### TASK REQUIREMENTS
Among the entries that follow, tally the lines with the string "this". Give no more than the number.

Code that builds pages:
______

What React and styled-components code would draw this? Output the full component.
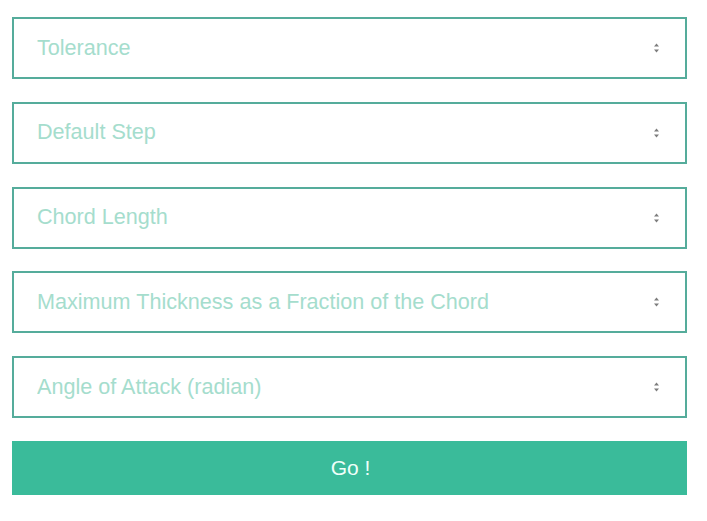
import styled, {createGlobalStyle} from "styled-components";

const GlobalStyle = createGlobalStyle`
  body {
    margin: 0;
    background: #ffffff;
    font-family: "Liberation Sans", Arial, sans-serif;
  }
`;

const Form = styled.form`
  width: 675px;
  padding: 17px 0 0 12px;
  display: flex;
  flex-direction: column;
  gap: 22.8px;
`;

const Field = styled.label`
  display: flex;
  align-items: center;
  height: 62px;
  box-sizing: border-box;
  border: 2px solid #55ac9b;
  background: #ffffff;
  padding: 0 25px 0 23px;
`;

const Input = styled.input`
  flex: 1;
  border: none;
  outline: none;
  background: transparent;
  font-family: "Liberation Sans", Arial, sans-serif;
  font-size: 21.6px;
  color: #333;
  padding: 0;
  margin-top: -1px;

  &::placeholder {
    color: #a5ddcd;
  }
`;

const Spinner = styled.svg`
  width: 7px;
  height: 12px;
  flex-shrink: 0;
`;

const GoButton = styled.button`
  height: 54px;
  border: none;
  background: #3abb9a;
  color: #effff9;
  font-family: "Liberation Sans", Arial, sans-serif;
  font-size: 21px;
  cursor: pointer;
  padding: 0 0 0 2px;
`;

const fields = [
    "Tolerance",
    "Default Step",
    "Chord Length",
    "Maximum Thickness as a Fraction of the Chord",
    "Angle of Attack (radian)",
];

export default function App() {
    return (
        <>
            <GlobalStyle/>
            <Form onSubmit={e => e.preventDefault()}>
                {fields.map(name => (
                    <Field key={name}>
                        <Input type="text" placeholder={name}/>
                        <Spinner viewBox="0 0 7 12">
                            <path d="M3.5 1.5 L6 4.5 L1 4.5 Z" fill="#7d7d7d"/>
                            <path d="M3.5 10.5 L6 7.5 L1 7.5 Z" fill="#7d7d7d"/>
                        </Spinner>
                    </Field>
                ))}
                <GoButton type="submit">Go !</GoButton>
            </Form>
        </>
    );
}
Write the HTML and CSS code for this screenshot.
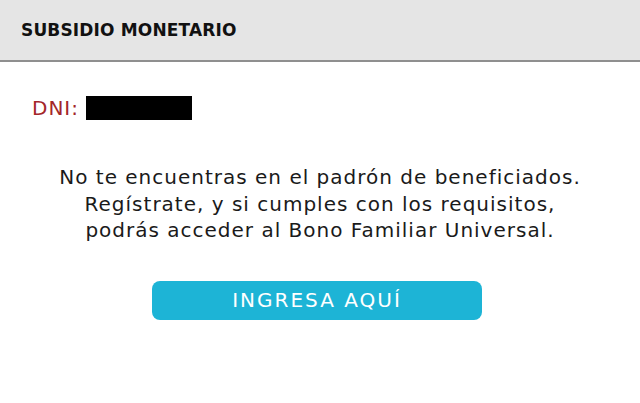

______

### SOLUTION BELOW
2